Саша Черный (Александр Михаилович Гликберг, 1880-1932)
Расцвет дарования Саши Черного начинается в 1908 г рост его известности начинается тогда же, по мере публикаций в только что основанном «Сатириконе» его «Сатир», занимающих в еженедельнике почетное место. Произведения Ч. в период революции имели резко обличительный характер, но и в период радикализма не поднимались до критики общественного строя в целом, им не хватало четкости социального идеала. Книгу «Сатиры» открывало стихотворение «Критику» («Когда поэт, описывая даму. «) и иронично напоминало о неадекватности автора — повествователю, личности поэта — системе литературных масок, созданной в книге. Основная интонация повествователя «Сатир» ,выраженная с замечательной силой — свирепая тоска, ужас перед одиночеством, подсознательное ощущение собственного бессилия, брезгливая неприязнь к «карнавалу мелюзги», к жалкой «обстановочке» столицы и провинции, светсткого гулянья и дачного сезона, мещанской квартиры и редакции толстого журнала, к повсеместному «неблагообразию» жизни, усугубленному способностью автора видеть, замечать, блистательно описывать — именно это «неблагообразие». «В книгах гений Соловьевых,/Гейне, Гете и Золя,/А вокруг от Ивановых/Содрогается земля». — кажется, ужас Саши Черного перед «Ивановыми», перед обыденностью как формой фантасмагории, зиянием «вселенской пошлости», есть ощущение романтическое. Сила и желчность тоски обусловлены именно высотой идеала. Этот «антимещанский пафос » присущ в конце 1900х гг всем ведущим «сатириконцам». «Ивановы» Саши Черного сродни и «веселым устрицам» Аверченко, и «человекообразным» Тэффи. Однако, Тэффи расстается с пафосом нелюбви к «толпе» рано: уже к 1914 в ее прозе «толпа» подразделяется на «людей» — именно они становятся объектом внимания, сочувствия и любви новеллистки. В юмористике Аверченко, напротив, к середине 1910х герой и повествователь предельно сближаются. «Я» в прозе Аверченко — все дальше от условного «первого лица» литературной маски, все ближе к авторскому голосу. Мировидение прозы Аверченко — именно мировидение порядочного, энергичного, неглупого и добродушного «Иванова», «русского обывателя», который хочет «просто жить».

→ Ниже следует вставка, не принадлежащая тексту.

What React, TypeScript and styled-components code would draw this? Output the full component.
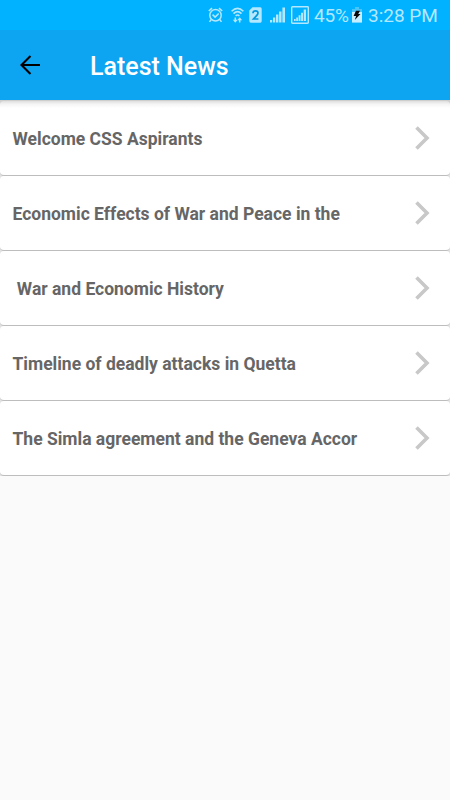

В 1911 С.Ч. покидает «Сатирикон». Вскоре выходит книга «Сатиры и лирика». Ее появление определила абстрактность общественных убеждений. Юмор там сочетался с горькой иронией, общественным скепсисом. Будущее представляется Ч. далекой, несбыточной мечтой и его жизненный идеал начинает воплощаться в образе «естественного» человека. Поиски жанра свидетельствуют о завершении первого периода творчества Саши Черного, об исчерпанности интонации «романтического пессимизма» «Сатир». В тертьей книге сатир — «Жажда», Ч. построил на мотивах и образах ушедшего прошлого, неприятии им эмигранской жизни. Россия становится для него постоянно преследующим, но недосягаемым миражом.
Поздняя поэзия Ч. резко отличается от «сатир и лирики»1900х — госпитальный быт, усталые сестры милосердия, солдаты составляютего тематику, а ритм, авторская интонация,отчасти, быть может, даже отношение к герою — неожиданно предвещают поэмы Твардовского. Нарастают мотивы усталости, чувство потери читателя, своей ненужности читателю-эмигранту. Саша Ч. неожиданно умер 5 августа 1932 г.
Несомненно, лучшими его книгами были «Сатиры» и «Сатиры и лирика». Подлинная стилистическая новизна его поэзии, интонационная, метрическая (в частности — широкое использование автором новых для русской поэзии 1900х тонических размеров), жесткая, пародийная, гротескная выразительность, ошеломляющая новизна желчной интонации, блеск метафор, предвещающих поэтику имажинизма и экспрессионизма — не были в полной мере оценены современниками.